Sonia Rao | Friday, September 22, 2006

The keys to success are persistence, the ability to stand up for yourself and having the courage to make your own decisions, said actress, author, TV host and jewelry designer Jackie Guerra, who spoke at the Hesburgh Center for International Studies Wednesday as part of Hispanic Heritage Month.

Guerra, perhaps best known for her role alongside Jennifer Lopez in “Selena,” described her transition from growing up as a “Mexican valley girl from Los Angeles” to becoming a public figure advocating for improvement in a variety of social issues, including racism, body image and self esteem as a remarkable learning experience.

Before starring in the WB’s “First Time Out,” making her the first Latina to star in a network sitcom, Guerra said that she “never planned on being in show business.”

“It was never important to me,” she said.

Guerra said she realized her calling when she entered a talent show in a bar, hoping to use her time on the stage to raise awareness of a boycott she was working on against a major hotel chain. After following “a drag queen that sung Gloria Estefan through his nose … I stood on the stage and it was the most seductive experience I had ever felt in my entire life,” Guerra said. “I thought, ‘This is what I was born to do.'”

Following her epiphany, Guerra traveled as a standup comic for a year before landing her deal with the WB, but found herself truly tested when she vied for the part of Selena’s sister Suzanne in the Jennifer Lopez film and was initially turned down based on the fact that she was too light-skinned and not Mexican enough.
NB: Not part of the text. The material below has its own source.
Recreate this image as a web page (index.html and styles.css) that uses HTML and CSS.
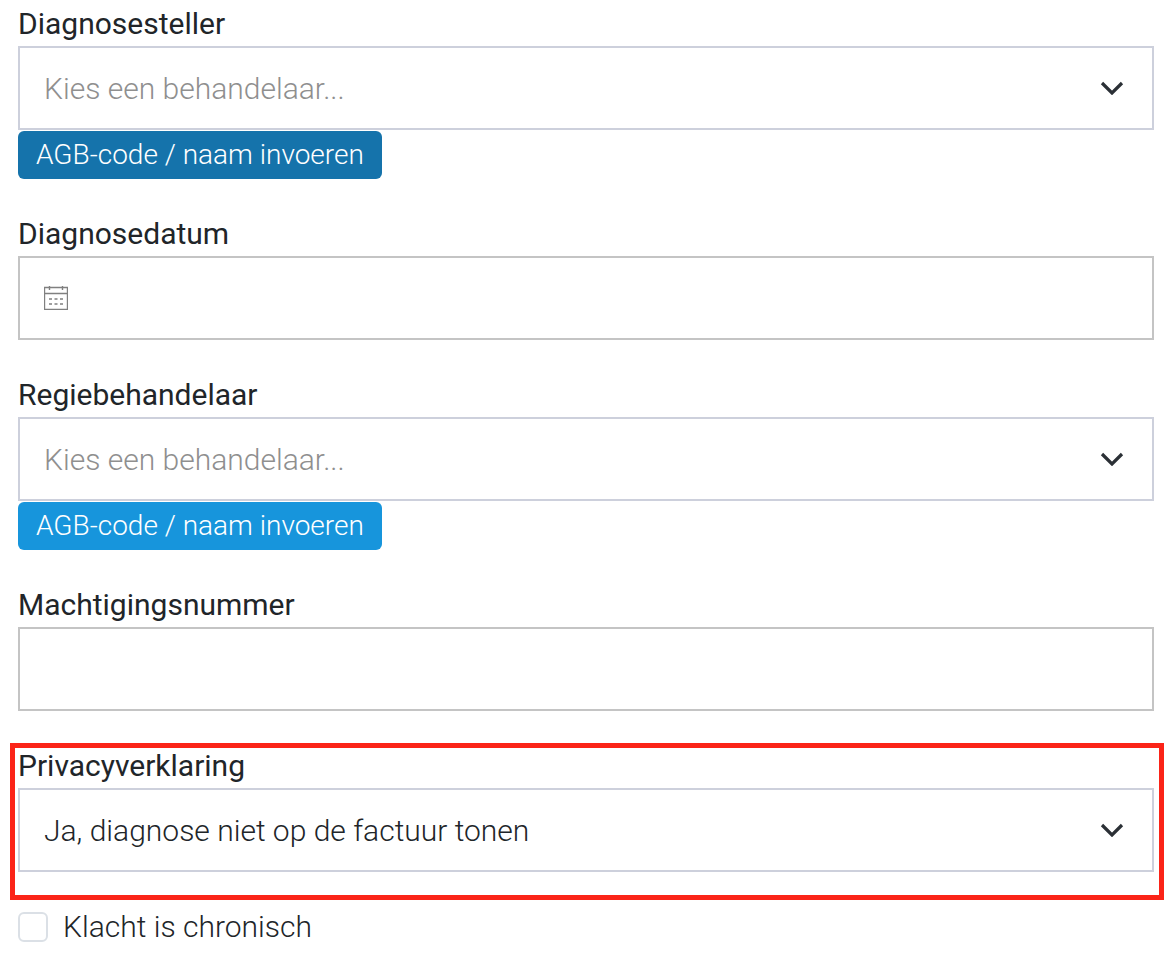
FILE: index.html
```html
<!DOCTYPE html>
<html lang="nl">
<head>
  <meta charset="UTF-8" />
  <title>Diagnose</title>
  <link rel="stylesheet" href="styles.css">
</head>
<body>
  <form class="form">
    <div class="field">
      <label>Diagnosesteller</label>
      <div class="select">
        <span class="placeholder">Kies een behandelaar...</span>
        <svg class="chevron" viewBox="0 0 24 14"><path d="M2 2l10 10L22 2" /></svg>
      </div>
      <button type="button" class="agb dark">AGB-code / naam invoeren</button>
    </div>

    <div class="field">
      <label>Diagnosedatum</label>
      <div class="input">
        <svg class="calendar" viewBox="0 0 24 24">
          <path d="M.5 1.5h23v22H.5zM.5 7.5h23" />
          <path d="M5.5 0v4M18.5 0v4" />
          <path class="dots" d="M5 13h3M10.5 13h3M16 13h3M5 18h3M10.5 18h3M16 18h3" />
        </svg>
      </div>
    </div>

    <div class="field">
      <label>Regiebehandelaar</label>
      <div class="select">
        <span class="placeholder">Kies een behandelaar...</span>
        <svg class="chevron" viewBox="0 0 24 14"><path d="M2 2l10 10L22 2" /></svg>
      </div>
      <button type="button" class="agb">AGB-code / naam invoeren</button>
    </div>

    <div class="field">
      <label>Machtigingsnummer</label>
      <div class="input"></div>
    </div>

    <div class="field">
      <label>Privacyverklaring</label>
      <div class="select">
        <span class="value">Ja, diagnose niet op de factuur tonen</span>
        <svg class="chevron" viewBox="0 0 24 14"><path d="M2 2l10 10L22 2" /></svg>
      </div>
    </div>

    <div class="check-row">
      <span class="checkbox"></span>
      <span class="check-label">Klacht is chronisch</span>
    </div>
  </form>

  <div class="highlight"></div>
</body>
</html>
```

FILE: styles.css
```css
* {
  margin: 0;
  padding: 0;
  box-sizing: border-box;
}

body {
  font-family: Roboto, "Liberation Sans", sans-serif;
  background-color: #fff;
  color: #212529;
}

.form {
  padding: 4px 16px 0 18px;
}

.field {
  margin-bottom: 35px;
}

.field label {
  display: block;
  height: 40px;
  margin-bottom: 2px;
  font-size: 30px;
  line-height: 40px;
}

.select,
.input {
  display: flex;
  align-items: center;
  height: 84px;
  padding: 0 28px 0 24px;
  border: 2px solid #cdd0dc;
  font-size: 30px;
  font-weight: 300;
}

.input {
  border-color: #c4c4c4;
}

.placeholder {
  color: #8f8f8f;
}

.chevron {
  width: 24px;
  height: 14px;
  margin-left: auto;
  fill: none;
  stroke: #2b3036;
  stroke-width: 3.2;
}

.calendar {
  width: 24px;
  height: 24px;
  fill: none;
  stroke: #808080;
  stroke-width: 1.4;
}

.calendar .dots {
  stroke-width: 1.6;
}

.agb {
  display: block;
  height: 48px;
  margin-top: 1px;
  padding: 0 18px 2px;
  border: none;
  border-radius: 6px;
  background-color: #1795dc;
  color: #fff;
  font-family: inherit;
  font-size: 28px;
  font-weight: 300;
}

.agb.dark {
  background-color: #1573ab;
}

.check-row {
  display: flex;
  align-items: center;
  gap: 15px;
  height: 40px;
}

.checkbox {
  width: 30px;
  height: 30px;
  border: 2.5px solid #dbe0e6;
  border-radius: 6px;
}

.check-label {
  padding-bottom: 2px;
  font-size: 30px;
  font-weight: 300;
}

.highlight {
  position: absolute;
  left: 10px;
  top: 743px;
  width: 1154px;
  height: 157px;
  border: 5px solid #fb2418;
}
```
“I’ve been Mexican my whole life and you’re telling me I can’t play a Mexican?” she quipped.

Guerra remained persistent, sending faxes and leaving messages with the director every hour until she was finally granted an audition, but the part was given to another actress. It was not until the real Suzanne saw Guerra on “Politically Incorrect” and called the director of the movie in Guerra’s favor.

“There are so many times when someone is going to say ‘No, you’re not good enough’ … and if you listen to those people and you let them define what you’re going to do in your life then you’re always going to lose,” Guerra said. “Those fools do not pay rent to live in your head.”
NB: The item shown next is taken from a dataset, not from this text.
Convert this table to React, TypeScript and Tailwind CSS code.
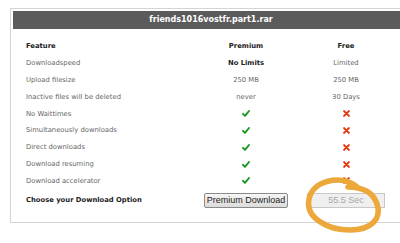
import React from "react";

const Check = () => (
  <svg width="8" height="7" viewBox="0 0 8 7">
    <path d="M1 3.8 L3 5.8 L7 1" stroke="#1c951c" strokeWidth="1.9" fill="none" strokeLinecap="round" strokeLinejoin="round" />
  </svg>
);

const Cross = () => (
  <svg width="7" height="7" viewBox="0 0 7 7">
    <path d="M1.1 1.1 L5.9 5.9 M5.9 1.1 L1.1 5.9" stroke="#e2360e" strokeWidth="2" fill="none" strokeLinecap="round" />
  </svg>
);

type Row = { label: string; p: React.ReactNode; f: React.ReactNode };

const rows: Row[] = [
  { label: "Downloadspeed", p: <span className="font-bold text-[#222]">No Limits</span>, f: "Limited" },
  { label: "Upload filesize", p: "250 MB", f: "250 MB" },
  { label: "Inactive files will be deleted", p: "never", f: "30 Days" },
  { label: "No Waittimes", p: <Check />, f: <Cross /> },
  { label: "Simultaneously downloads", p: <Check />, f: <Cross /> },
  { label: "Direct downloads", p: <Check />, f: <Cross /> },
  { label: "Download resuming", p: <Check />, f: <Cross /> },
  { label: "Download accelerator", p: <Check />, f: <Cross /> },
];

export default function App() {
  return (
    <div className="relative w-[400px] h-[243px] overflow-hidden bg-white" style={{ fontFamily: '"DejaVu Sans", Verdana, sans-serif' }}>
      <div className="ml-[10px] mt-[8px] w-[402px] h-[215px] border border-[#d4d4d4] p-[2px]">
        <div className="h-[18px] bg-[#5b5b5b] flex items-center justify-center text-white font-bold text-[8px]">
          friends1016vostfr.part1.rar
        </div>
        <div className="pl-[13px] pt-[9px] text-[6.8px] text-[#666]">
          <div className="grid grid-cols-[170px_100px_100px] h-[17px] items-center font-bold text-[#222]">
            <div>Feature</div>
            <div className="text-center">Premium</div>
            <div className="text-center">Free</div>
          </div>
          {rows.map((r) => (
            <div key={r.label} className="grid grid-cols-[170px_100px_100px] h-[16.8px] items-center">
              <div>{r.label}</div>
              <div className="flex justify-center">{r.p}</div>
              <div className="flex justify-center">{r.f}</div>
            </div>
          ))}
          <div className="grid grid-cols-[170px_100px_100px] h-[22px] items-center">
            <div className="font-bold text-[#222]">Choose your Download Option</div>
            <div className="flex justify-center">
              <div
                className="w-[84px] h-[15px] flex items-center justify-center border border-[#8a8a8a] rounded-[2px] bg-gradient-to-b from-[#f6f6f6] to-[#dcdcdc] text-[9px] text-[#222]"
                style={{ fontFamily: '"Liberation Sans", Arial, sans-serif' }}
              >
                Premium Download
              </div>
            </div>
            <div className="flex justify-center">
              <div
                className="w-[78px] h-[15px] flex items-center justify-center border border-[#c8c8c8] bg-[#efefef] text-[9px] text-[#a8a8a8]"
                style={{ fontFamily: '"Liberation Sans", Arial, sans-serif' }}
              >
                55.5 Sec
              </div>
            </div>
          </div>
        </div>
      </div>
      <svg className="absolute left-0 top-0" width="400" height="243" viewBox="0 0 400 243">
        <path
          d="M356 186 C 340 175, 313 180, 309 199 C 305 218, 328 230, 350 230 C 372 230, 382 218, 377 204 C 373 192, 362 187, 348 187"
          stroke="#eca83a"
          strokeWidth="5.5"
          fill="none"
          strokeLinecap="round"
        />
      </svg>
    </div>
  );
}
Guerra also spoke of other obstacles in her life besides those concerning acting, including her struggle with weight loss. After undergoing gastric bypass surgery, which she proclaimed to be “the best thing I ever did for myself,” Guerra lost 170 pounds.

“[I did] every diet known to mankind,” she said, including the color diet, which involved eating only one color of food for each day of the week. “Luckily M&Ms come in every single one of those colors,” she said.

Guerra has recently been named spokeswoman for obesity health and has made a “deliberate decision” to move away from acting and more towards activism. She is currently the host of “Workin’ It” on Air America Radio and has recently published the motivating book “Under Construction.”

“You have to make the choices that are right for you and not the ones that will make someone else like you,” she said.